The National People's Congress of the PRC recently adopted legislation authorizing the Chinese government to use force in the event of a Taiwanese declaration of independence. This is not really a policy change except in that the legislation outlines in detail small changes in Taiwan's constitution that may be deemed a provocation and initiate a military response. For example, were Taiwan to change it's official name from The Republic of China to The Republic of Taiwan, the PRC military could attack Taiwan with full legislative authority.
The proximal incentive for this rather inflammatory piece of legislation seems to have been a referendum included on the ballot of last year's presidential election in Taiwan, in which voters were asked to vote in favor of a resolution calling on the PRC to stand down all missiles fixed on Taiwan. Though that referendum was not ratified by a sufficient percentage of the electorate to pass, it was widely perceived as a dry run for a plebiscite (or series of plebiscites) on changing the Taiwanese constitution and declaring de jure independence from China.
The prospect of a Chinese attack on Taiwan is often followed by the question "what would (or should) the U.S. do?" Few options are left to the U.S. once hostilities break out in the Taiwan Strait, and none of them are very good. Thus U.S. policy should and has been geared toward preventing such choices from ever having to be made.
Unfortunately, few in the U.S. understand the situation in the Taiwan Strait. I am leery of speculating how many Americans can not distinguish between Taiwan and Thailand. Even those Americans aware of Taiwan's geography and political status are confused as to why the PRC and Taiwan are technically "one nation." Few are aware of the history of the Chinese civil war and the flight of Chiang Kai-shek's Nationalist government to Taiwan. Fewer still are aware of Taiwan's fifty years as a colony of Japan.
This general ignorance is troubling, because a number of factors have to be kept in mind in order to clearly analyze the situation.
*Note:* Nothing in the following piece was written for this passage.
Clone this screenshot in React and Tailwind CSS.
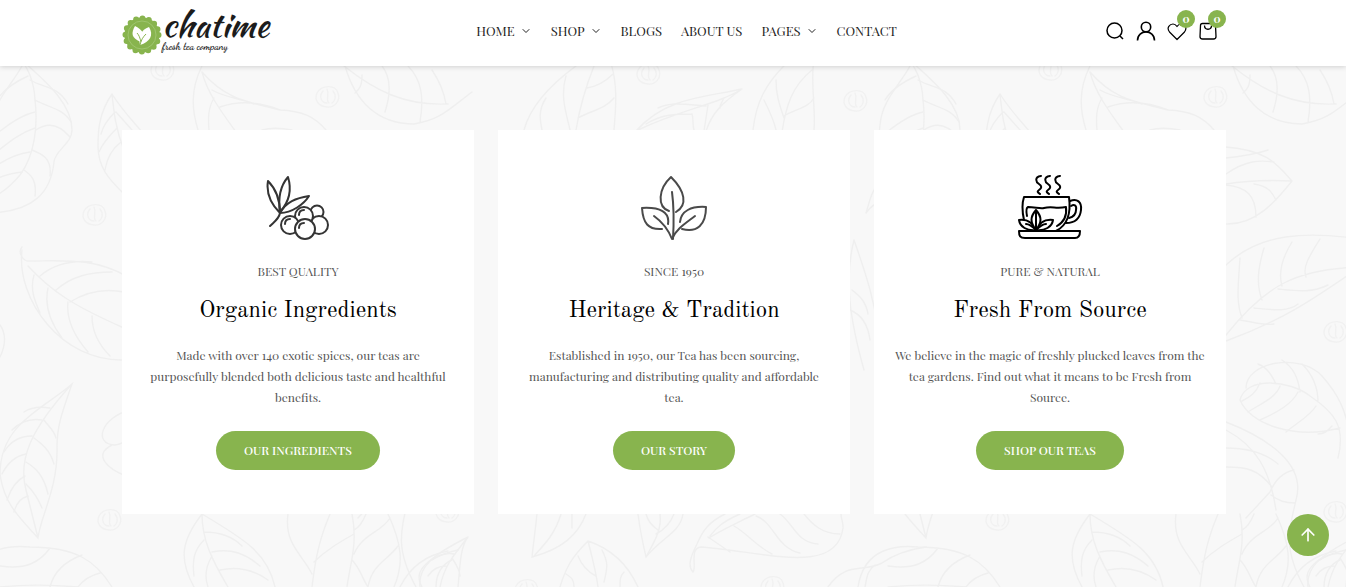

Partisans on both sides of the issue will quote a blizzard of facts and figures in support of seemingly rock-solid cases, but the facts are torturously complex and clear moral imperatives extraordinarily difficult to draw. Advocates of Taiwanese independence will note that the Taiwanese "speak a different language" and that Taiwan was "part of China" for less than 10% of China's recorded history. A defender of the Chinese case will counter that the language spoken in Taiwan is no more different from the language spoken in Beijing that that spoken in Canton or Xiamen or Shanghai or any other of dozens of unimpeachably Chinese cities in which a dialect other than Mandarin is spoken. Moreover, Taiwan came under the administration of Beijing in 1687, making the history of "Chinese Taiwan" longer than that of the United States.
Perhaps the most salient fact that must be kept in mind by U.S. policymakers is evinced by the recent actions of the National People's Congress. Though the PRC remains an authoritarian state, the NPC is the institution within that system most responsive to the democratic impulses of the Chinese citizenry. The cold, hard fact is that the legislation drafted by the NPC most likely reflects the passionately held opinion of the vast majority of ordinary people in the People's Republic of China. Many in China are deeply disatisfied with their government, but they remain at the same time zealously nationalistic. The reunification of mainland China with Taiwan is a sacred cause of Chinese nationalism, and has been since Taiwan was ceded to Japan (after defeat in the first Sino-Japanese War) in 1895.
Three summers ago I had an encounter in Nanjing which helped illustrate some of the situation for me. I was invited to the opening of a chic new night-spot by a young man, one of China's new entrepreneurs. The interior was lavishly decorated in the height of "bourgeois decadence (the kicker were the pornographic tiles airbrushed over the urinals in the men's lavatory). Posters adorned the walls in which quotations from Chairman Mao had been edited to turn them into dirty jokes. An old surplus army truck had been turned into a stage on which bands performed ear-splitting rock music. As I sat and watched one of the bands I noticed that along the side of the truck had been spray-painted a slogan: "We will definitely liberate Taiwan!" The young owner noticed me reading it and smiled proudly, declaring, "I painted that!"
Taiwan is a robust young democracy and must be protected. At the same time, U.S. leaders must understand that a declaration of independence by Taiwan will mean certain war. No Chinese government, whether the current Communist regime or some future democratic administration, could survive the tidal wave of public outrage that would occasion a Taiwanese declaration of independence. Because independence would mean war and war leaves no good options for the U.S., the U.S. must tread VERY carefully in conducting Strait diplomacy.